While it’s still early in the school year, Mr. Bastian is committed to closing skill gaps and promoting growth, and he believes Exact Path is a powerful part of that equation.
“[Exact Path] is for kids, and that’s what we’re here for,” proclaimed Mr. Bastian. “This is a tool 100-percent aligned to kids to help them get better, period. We know that COVID is a monster—that it raises its head and it just takes, and [with Exact Path,] this is one piece that we might be able to take back.”
Intervention Expands into Individualized Learning for All at Ashley Public School
For pre-K–12 Principal Chris Doane at Ashley Public School, bringing Exact Path into the fold started with a very clear need driven by data.

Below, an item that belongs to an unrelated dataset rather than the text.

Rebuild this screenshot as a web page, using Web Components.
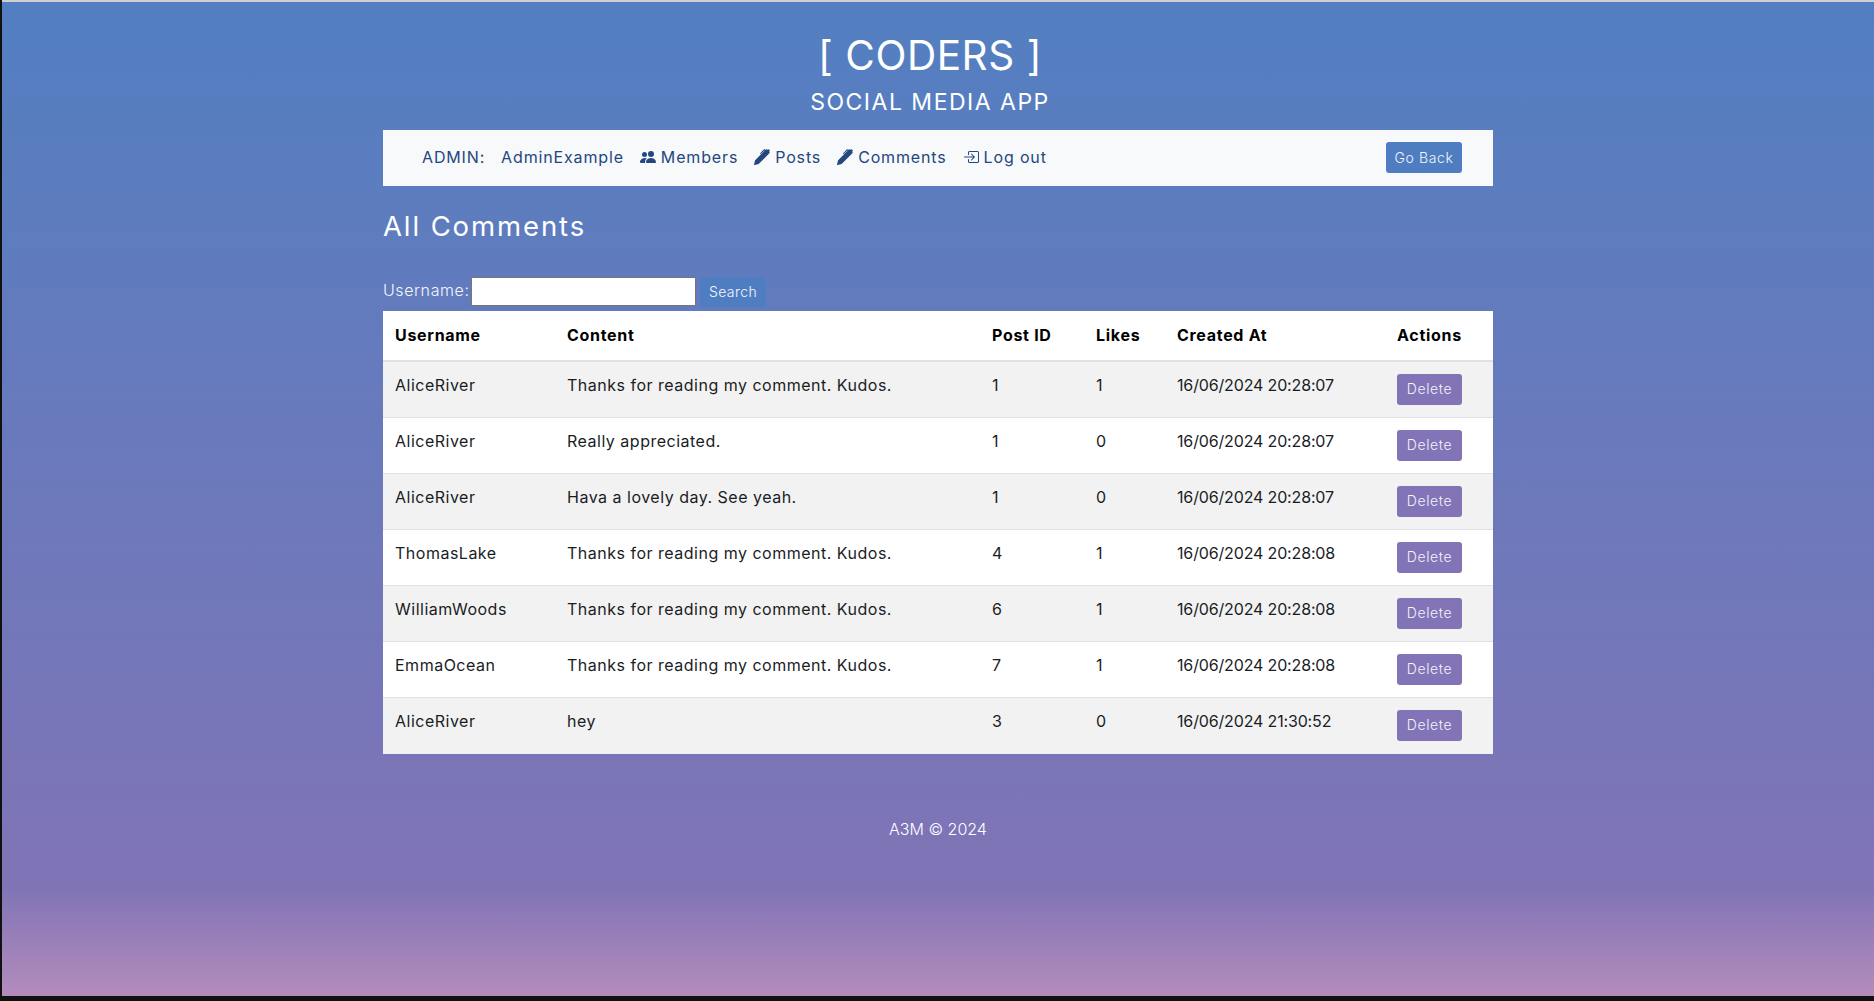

Mr. Doane recalled, “We’re always asking the question[s]: ‘What do we do with our test scores? How do we implement improvements or interventions?’ Exact Path is something that will help [students]—whatever we can do to get students from point A to B. I have faith that my teachers can do a lot of it, but I still think something like this would be a huge benefit to our students.”
Ashley Public School began using Exact Path during the 2019–20 school year for Title I students in an intervention capacity, but even before the year even ended, the school had expanded its implementation to reach all students.
“I think it’s a great program,” reflected Mr. Doane. “I think it's a program that helps us with supplementary materials that we don't have to go find,” such as instructional videos, practice, lesson plans, and printables. “That's one of the big things that I've tried to tell my teachers: ‘You have kids that have gaps, and you're trying to help them. You don't have to go find that information on your own.’”
For the 2020–21 school year, Mr. Doane has set the expectation that all K–9 students will use Exact Path twice a week to meet their individualized needs. Many are exceeding that recommendation already.
“We have an administrative conference every October,” noted Mr. Doane. “I’ve tried to let my peers know: ‘This is a program that I’ve been using, and you’ve got to check it out.’ I will keep doing the same.”